◆ **Problem**: Search the material and gather each line with "this" in it.

══════

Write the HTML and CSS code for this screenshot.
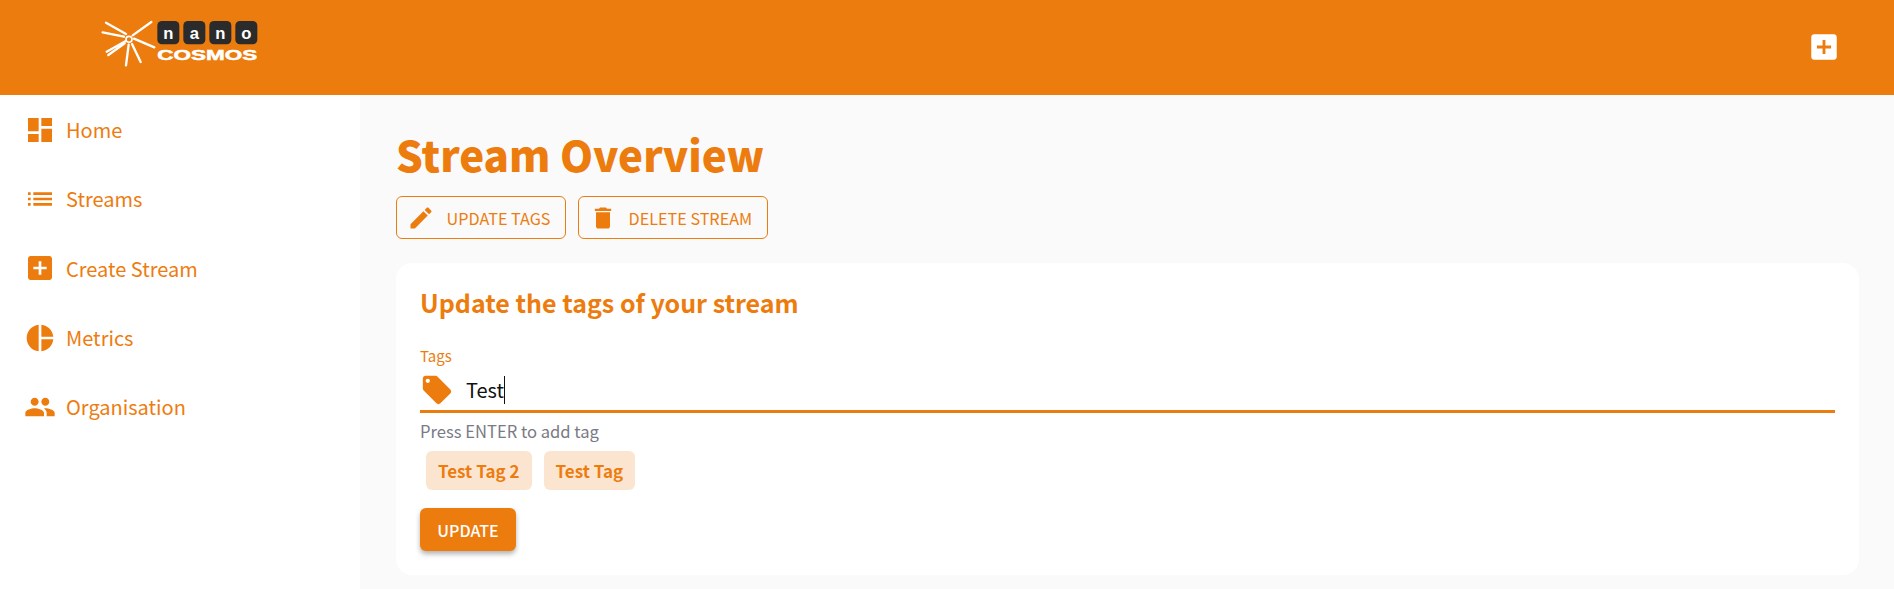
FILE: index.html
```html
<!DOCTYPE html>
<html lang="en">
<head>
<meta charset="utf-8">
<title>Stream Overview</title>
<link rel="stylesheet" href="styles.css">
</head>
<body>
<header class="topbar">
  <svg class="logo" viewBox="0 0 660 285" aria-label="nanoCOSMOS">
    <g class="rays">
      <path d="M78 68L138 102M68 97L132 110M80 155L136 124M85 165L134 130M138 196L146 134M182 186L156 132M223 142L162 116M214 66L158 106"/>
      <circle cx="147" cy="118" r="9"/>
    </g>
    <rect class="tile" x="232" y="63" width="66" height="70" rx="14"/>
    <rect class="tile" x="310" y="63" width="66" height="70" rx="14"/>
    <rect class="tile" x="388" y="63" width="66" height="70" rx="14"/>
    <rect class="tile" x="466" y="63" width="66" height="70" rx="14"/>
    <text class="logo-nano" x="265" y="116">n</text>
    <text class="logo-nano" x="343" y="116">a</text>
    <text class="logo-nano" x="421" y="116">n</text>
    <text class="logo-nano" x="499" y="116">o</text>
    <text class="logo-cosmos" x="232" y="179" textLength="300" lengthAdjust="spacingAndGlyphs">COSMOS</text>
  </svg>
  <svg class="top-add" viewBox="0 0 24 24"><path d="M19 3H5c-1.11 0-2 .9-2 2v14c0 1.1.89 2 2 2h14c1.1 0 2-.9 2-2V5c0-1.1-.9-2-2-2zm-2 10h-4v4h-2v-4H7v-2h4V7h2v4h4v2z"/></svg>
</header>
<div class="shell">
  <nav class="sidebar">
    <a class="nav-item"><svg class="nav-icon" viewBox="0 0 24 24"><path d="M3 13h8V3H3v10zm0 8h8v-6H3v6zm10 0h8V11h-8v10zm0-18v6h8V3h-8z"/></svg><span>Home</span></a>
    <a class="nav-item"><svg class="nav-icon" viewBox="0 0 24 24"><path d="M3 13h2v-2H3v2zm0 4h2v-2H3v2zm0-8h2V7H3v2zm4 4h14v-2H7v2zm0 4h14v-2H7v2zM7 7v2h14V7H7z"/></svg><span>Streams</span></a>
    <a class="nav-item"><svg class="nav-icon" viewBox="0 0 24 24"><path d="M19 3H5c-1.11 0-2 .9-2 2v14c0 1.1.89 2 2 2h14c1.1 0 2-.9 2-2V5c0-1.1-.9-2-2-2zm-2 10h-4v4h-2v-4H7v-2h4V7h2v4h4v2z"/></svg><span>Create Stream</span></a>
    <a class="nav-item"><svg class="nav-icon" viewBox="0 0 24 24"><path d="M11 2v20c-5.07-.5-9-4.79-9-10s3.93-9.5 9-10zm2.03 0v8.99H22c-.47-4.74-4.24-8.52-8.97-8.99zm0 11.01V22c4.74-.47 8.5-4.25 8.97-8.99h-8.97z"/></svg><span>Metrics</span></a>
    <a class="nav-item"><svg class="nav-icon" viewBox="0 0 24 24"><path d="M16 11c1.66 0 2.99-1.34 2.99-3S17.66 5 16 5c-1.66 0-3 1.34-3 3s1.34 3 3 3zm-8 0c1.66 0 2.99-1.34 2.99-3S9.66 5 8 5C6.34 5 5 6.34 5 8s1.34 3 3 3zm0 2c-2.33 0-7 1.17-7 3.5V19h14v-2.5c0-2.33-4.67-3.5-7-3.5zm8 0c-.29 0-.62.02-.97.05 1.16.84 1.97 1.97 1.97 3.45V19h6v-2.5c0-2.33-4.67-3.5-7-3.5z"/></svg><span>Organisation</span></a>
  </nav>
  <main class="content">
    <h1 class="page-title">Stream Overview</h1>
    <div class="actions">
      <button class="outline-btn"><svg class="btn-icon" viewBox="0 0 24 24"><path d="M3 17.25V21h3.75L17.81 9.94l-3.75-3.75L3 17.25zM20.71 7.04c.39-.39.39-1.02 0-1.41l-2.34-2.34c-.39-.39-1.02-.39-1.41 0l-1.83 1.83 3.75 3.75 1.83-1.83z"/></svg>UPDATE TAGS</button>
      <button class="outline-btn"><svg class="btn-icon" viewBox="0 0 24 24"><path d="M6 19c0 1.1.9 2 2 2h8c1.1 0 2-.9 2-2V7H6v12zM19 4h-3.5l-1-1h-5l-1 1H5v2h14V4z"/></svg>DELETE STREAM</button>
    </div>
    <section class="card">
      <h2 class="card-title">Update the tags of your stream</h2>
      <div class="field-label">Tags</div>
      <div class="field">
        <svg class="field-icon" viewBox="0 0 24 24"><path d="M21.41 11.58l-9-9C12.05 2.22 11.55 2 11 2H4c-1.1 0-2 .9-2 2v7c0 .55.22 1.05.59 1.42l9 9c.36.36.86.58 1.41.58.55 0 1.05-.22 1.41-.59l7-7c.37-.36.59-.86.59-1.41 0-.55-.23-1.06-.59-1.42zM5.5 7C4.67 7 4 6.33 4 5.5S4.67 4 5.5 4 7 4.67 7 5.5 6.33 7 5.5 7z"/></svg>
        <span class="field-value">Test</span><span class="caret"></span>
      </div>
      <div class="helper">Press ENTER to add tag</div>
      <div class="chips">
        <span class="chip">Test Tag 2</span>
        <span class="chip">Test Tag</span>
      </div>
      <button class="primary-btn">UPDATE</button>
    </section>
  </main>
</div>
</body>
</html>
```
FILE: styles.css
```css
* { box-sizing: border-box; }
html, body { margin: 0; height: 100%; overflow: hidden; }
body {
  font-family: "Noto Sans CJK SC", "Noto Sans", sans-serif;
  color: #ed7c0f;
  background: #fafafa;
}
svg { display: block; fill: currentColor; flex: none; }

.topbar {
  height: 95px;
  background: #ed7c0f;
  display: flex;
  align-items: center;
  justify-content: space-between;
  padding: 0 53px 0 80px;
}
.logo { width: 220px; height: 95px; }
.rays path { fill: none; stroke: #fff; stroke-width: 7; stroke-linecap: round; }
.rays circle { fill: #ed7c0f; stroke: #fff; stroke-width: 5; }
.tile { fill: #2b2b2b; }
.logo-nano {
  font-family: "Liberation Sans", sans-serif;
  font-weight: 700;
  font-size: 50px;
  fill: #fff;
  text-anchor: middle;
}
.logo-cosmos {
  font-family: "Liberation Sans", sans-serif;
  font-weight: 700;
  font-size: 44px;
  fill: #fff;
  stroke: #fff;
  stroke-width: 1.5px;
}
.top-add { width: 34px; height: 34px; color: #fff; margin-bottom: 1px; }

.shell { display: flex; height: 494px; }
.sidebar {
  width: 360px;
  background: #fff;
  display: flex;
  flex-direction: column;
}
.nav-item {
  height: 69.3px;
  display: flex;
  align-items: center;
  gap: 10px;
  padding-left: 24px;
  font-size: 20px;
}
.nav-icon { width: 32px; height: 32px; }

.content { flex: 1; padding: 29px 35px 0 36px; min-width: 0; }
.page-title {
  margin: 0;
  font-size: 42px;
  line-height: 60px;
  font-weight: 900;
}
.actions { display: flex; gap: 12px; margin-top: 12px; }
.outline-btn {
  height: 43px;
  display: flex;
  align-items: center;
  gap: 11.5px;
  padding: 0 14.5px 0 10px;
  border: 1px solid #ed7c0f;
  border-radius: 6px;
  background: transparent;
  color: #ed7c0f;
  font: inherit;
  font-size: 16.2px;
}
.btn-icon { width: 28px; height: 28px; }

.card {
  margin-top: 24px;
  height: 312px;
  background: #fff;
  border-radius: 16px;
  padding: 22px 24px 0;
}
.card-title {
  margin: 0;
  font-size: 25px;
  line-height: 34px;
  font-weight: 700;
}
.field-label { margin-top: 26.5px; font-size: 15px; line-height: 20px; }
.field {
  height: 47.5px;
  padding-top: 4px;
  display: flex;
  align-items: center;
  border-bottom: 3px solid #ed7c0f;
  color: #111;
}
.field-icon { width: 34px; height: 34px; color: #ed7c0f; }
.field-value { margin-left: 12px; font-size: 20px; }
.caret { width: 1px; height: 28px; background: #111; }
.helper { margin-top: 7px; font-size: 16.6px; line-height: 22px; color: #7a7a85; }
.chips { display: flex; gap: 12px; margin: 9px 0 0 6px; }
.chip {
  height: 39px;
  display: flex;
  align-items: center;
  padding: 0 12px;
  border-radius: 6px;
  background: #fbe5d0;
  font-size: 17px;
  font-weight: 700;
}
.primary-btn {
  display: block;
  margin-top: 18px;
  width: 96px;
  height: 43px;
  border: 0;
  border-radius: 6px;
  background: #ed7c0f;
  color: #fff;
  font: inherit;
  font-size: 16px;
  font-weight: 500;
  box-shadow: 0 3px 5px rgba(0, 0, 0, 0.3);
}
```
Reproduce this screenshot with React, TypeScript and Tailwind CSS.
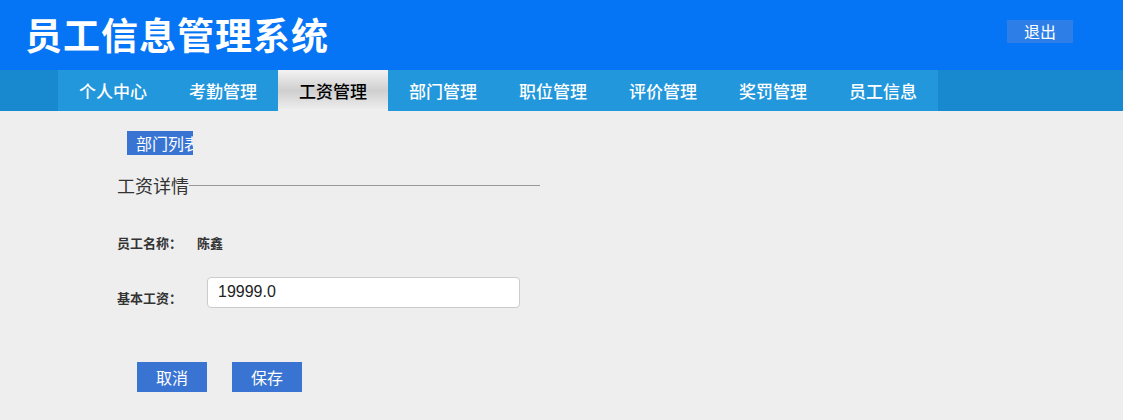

══════

◆ **Exercise answer**:
Write the HTML and CSS code for this screenshot.
Reproduce this screenshot with React, TypeScript and Tailwind CSS.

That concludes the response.